» Written instruction
Show each line of the data below that has the string "styles" in it.

» The records
· · · ·

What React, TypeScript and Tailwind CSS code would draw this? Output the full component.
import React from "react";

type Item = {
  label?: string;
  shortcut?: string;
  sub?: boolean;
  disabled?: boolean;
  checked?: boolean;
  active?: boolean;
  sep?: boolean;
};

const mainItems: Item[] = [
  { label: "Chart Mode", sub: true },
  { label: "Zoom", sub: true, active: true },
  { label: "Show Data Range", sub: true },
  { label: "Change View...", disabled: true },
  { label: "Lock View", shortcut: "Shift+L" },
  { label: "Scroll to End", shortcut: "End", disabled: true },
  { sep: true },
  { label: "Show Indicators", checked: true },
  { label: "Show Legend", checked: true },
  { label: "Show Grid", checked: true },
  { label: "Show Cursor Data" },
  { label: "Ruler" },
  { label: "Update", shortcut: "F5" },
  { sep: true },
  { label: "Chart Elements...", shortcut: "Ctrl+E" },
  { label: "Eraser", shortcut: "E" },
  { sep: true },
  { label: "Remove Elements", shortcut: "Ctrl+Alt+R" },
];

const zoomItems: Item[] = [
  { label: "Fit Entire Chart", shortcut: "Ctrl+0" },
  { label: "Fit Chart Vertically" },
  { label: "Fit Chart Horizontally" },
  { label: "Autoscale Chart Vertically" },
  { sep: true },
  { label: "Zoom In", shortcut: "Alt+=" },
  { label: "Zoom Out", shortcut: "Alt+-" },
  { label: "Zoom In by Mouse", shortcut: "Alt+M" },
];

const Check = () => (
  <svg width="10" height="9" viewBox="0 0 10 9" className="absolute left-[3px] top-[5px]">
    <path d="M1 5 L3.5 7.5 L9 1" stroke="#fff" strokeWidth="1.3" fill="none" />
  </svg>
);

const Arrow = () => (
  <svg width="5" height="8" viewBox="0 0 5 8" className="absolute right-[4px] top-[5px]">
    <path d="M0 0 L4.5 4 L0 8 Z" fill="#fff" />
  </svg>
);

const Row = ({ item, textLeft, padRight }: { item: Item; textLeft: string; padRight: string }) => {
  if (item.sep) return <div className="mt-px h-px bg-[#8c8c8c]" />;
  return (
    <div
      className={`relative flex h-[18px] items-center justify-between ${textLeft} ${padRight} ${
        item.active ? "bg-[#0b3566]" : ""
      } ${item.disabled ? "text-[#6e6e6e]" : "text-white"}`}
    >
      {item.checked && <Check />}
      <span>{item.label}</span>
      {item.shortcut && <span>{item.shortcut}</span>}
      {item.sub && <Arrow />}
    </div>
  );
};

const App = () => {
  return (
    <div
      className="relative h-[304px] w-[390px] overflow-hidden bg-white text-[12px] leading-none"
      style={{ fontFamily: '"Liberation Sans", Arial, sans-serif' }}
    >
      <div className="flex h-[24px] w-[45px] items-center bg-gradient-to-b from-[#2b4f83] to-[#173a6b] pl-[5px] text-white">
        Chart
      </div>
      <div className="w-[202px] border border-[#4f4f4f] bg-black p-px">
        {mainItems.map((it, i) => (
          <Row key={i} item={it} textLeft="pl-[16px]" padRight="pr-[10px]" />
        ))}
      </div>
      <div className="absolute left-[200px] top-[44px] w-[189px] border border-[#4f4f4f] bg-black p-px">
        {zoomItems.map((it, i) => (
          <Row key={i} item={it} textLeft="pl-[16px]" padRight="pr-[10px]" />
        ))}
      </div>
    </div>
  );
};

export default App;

· · · ·

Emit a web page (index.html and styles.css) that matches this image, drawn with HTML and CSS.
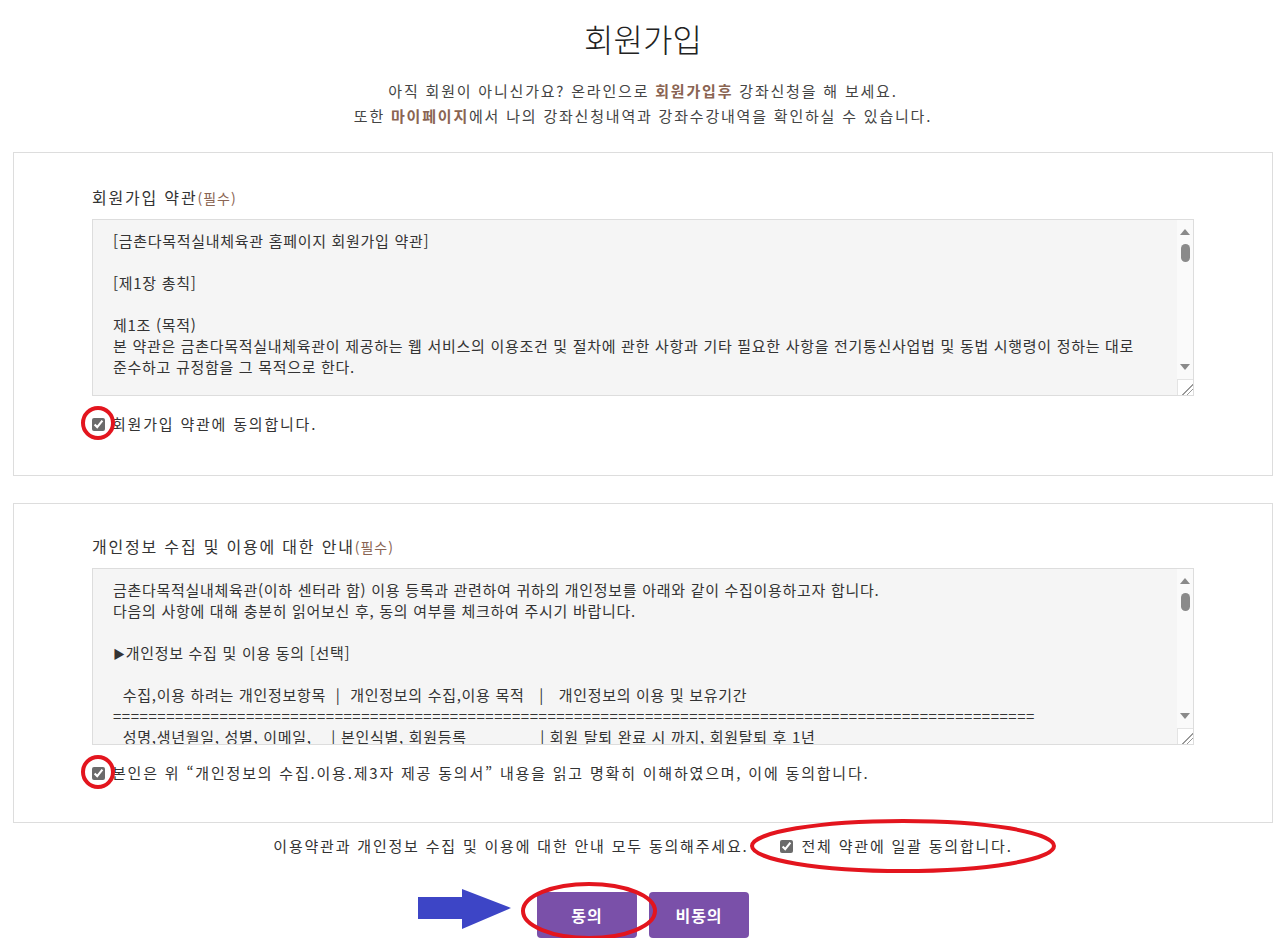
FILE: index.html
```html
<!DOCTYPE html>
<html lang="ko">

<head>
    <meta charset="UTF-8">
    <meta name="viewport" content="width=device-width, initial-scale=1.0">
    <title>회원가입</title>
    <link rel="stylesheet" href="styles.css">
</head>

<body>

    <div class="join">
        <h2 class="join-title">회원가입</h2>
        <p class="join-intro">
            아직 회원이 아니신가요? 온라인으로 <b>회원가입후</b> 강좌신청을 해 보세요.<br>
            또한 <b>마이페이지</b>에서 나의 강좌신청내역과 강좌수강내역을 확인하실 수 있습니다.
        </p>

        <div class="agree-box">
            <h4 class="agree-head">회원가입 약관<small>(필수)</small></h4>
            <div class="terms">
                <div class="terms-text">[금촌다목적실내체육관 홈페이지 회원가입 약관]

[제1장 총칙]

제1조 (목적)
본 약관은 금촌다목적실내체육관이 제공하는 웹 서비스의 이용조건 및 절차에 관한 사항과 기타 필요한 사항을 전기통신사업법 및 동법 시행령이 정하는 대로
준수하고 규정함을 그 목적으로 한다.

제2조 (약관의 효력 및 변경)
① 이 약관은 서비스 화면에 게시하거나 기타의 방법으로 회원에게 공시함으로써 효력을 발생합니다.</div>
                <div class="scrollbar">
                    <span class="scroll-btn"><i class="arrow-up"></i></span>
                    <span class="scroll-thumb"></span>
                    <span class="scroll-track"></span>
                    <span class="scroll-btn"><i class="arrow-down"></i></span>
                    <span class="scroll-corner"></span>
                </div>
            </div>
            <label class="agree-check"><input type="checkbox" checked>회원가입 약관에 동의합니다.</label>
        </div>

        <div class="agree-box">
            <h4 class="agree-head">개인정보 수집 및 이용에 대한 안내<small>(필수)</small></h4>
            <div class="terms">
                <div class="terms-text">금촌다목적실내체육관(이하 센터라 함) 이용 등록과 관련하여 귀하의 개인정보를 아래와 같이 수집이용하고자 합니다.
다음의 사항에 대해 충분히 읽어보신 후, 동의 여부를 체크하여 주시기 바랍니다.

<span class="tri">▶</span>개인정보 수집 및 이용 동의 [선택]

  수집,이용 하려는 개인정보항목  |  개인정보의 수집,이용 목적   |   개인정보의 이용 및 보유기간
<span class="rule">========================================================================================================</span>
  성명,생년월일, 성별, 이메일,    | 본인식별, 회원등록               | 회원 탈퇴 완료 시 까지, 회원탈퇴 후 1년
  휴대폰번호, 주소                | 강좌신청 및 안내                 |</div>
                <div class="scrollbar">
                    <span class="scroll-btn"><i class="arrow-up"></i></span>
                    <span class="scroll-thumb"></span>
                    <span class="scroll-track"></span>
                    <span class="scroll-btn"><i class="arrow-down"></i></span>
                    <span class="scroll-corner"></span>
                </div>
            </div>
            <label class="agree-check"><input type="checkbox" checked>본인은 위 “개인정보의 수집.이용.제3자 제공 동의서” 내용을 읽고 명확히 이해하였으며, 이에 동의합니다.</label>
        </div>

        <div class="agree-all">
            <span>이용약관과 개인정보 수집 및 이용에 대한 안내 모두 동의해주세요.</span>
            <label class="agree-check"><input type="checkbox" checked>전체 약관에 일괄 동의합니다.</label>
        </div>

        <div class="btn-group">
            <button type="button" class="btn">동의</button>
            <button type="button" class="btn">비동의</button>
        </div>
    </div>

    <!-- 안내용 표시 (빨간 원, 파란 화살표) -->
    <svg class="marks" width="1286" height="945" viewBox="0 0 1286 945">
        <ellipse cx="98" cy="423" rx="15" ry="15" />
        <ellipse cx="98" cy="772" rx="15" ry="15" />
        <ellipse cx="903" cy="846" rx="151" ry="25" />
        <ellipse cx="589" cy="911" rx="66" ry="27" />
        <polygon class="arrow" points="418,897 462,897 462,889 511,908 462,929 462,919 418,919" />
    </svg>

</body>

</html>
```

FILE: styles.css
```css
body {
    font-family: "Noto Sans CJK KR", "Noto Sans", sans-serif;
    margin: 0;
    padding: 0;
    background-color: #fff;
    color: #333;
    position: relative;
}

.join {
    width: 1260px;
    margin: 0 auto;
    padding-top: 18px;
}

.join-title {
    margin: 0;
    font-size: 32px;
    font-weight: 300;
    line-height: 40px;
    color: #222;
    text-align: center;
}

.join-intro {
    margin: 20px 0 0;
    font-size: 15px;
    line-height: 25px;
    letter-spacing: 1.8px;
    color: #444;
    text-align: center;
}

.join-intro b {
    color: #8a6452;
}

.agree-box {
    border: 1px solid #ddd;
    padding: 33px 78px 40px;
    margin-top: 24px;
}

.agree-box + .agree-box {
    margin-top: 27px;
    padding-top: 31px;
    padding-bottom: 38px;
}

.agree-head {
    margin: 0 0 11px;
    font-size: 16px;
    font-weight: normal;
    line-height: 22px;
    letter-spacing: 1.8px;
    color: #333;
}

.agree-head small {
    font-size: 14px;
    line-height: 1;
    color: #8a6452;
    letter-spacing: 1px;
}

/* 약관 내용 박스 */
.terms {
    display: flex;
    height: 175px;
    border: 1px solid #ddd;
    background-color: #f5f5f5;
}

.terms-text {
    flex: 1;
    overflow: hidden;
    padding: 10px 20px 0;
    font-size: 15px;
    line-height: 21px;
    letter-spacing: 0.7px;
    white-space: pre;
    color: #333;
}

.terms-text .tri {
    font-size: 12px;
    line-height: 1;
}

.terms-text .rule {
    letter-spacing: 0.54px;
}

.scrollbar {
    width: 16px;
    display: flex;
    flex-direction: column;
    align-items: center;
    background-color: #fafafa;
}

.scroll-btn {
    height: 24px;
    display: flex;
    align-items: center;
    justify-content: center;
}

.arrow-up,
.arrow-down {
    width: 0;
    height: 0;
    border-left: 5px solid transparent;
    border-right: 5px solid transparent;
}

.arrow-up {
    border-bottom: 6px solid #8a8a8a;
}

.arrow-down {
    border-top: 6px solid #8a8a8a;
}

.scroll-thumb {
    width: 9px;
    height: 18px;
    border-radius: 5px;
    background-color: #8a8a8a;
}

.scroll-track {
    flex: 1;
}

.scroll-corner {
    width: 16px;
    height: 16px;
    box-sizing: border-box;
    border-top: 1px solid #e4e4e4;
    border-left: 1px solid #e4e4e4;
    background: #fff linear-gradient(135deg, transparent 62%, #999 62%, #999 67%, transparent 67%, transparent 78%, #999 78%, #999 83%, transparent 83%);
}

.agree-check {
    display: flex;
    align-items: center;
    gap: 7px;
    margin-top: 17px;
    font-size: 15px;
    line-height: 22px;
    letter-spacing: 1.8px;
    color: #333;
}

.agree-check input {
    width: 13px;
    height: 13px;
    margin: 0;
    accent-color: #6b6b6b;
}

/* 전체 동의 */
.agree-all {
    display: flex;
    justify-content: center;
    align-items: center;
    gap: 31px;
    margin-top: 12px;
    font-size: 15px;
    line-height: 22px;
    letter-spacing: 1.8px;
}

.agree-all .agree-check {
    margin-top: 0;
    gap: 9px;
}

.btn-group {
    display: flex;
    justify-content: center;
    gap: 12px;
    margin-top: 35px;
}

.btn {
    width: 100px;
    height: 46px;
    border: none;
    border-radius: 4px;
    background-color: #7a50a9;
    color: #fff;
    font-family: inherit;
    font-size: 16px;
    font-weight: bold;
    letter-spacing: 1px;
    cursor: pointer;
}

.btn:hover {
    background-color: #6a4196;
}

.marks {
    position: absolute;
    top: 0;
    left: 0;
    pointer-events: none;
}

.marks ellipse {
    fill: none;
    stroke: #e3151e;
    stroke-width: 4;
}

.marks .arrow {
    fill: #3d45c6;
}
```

· · · ·

» Answer below
Emit a web page (index.html and styles.css) that matches this image, drawn with HTML and CSS.
    <link rel="stylesheet" href="styles.css">
FILE: styles.css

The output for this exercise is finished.